It is a single wire fence, or barbed wire fence, stretcher, although the handle on the item we show is not original to the tool.
The clamp goes over the wire and there are metal teeth on the end to bite into the post, which anchors and holds the wire tight while driving the staple or nail.

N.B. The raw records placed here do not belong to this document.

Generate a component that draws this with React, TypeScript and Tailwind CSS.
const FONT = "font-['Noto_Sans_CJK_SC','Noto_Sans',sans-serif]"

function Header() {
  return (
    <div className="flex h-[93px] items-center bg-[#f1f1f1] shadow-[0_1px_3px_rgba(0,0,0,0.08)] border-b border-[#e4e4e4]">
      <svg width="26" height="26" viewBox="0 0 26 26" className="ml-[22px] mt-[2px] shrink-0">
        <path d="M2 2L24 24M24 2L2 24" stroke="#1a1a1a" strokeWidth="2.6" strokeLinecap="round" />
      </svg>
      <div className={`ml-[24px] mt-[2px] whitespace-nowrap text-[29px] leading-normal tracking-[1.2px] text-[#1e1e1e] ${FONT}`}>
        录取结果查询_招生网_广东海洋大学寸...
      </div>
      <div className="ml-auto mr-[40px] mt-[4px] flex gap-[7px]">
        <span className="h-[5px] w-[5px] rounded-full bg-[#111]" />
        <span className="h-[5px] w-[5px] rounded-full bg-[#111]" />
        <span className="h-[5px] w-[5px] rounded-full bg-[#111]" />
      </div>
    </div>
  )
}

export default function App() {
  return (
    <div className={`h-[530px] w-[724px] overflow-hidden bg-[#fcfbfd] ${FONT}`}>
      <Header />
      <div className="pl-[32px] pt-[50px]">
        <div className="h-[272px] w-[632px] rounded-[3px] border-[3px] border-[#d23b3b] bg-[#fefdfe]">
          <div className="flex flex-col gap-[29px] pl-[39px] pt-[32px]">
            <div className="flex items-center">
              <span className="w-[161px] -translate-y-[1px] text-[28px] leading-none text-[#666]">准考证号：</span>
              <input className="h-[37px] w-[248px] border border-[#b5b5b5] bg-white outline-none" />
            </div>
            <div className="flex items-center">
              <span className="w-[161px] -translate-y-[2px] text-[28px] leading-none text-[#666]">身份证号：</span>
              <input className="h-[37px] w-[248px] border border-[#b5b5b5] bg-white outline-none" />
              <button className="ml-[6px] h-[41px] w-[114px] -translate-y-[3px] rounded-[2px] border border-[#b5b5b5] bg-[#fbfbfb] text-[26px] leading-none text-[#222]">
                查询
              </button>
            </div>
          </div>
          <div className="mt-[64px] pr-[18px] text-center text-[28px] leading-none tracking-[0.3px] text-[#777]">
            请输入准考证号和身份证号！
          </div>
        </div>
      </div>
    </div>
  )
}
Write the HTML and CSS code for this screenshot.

Quick to respond were: Myrta Litman, Washington, Pa.; Ralph Ritter, Pittsburgh, Pa.; Don Ringer, Cambridge, Ohio (who adds they work OK “if the wire clamps are not worn out as mine are!”); June Leech, Washington, Pa.; Lloyd Ward, Barnesville, Ohio; Wayne Cooper, Fombell, Pa.;
Kay Sigler, Canton, Ohio; Tom Miller, Spartansburg, Pa.; Jerry Teagarden, Claysville, Pa.; Linda Dinsmore, Washington, Pa.; Gailey Henderson, Williamstown, W.Va.; James Miller, Louisville, Ohio;
Bernie Bucchianeri, Monongahela, Pa.; Hugh Coffman, Marietta, Ohio; Paul Sharkady, Canonsburg, Pa.; and Doug Knox Sr., Claysville, Pa. (This must have been the week for readers from western Pa.!)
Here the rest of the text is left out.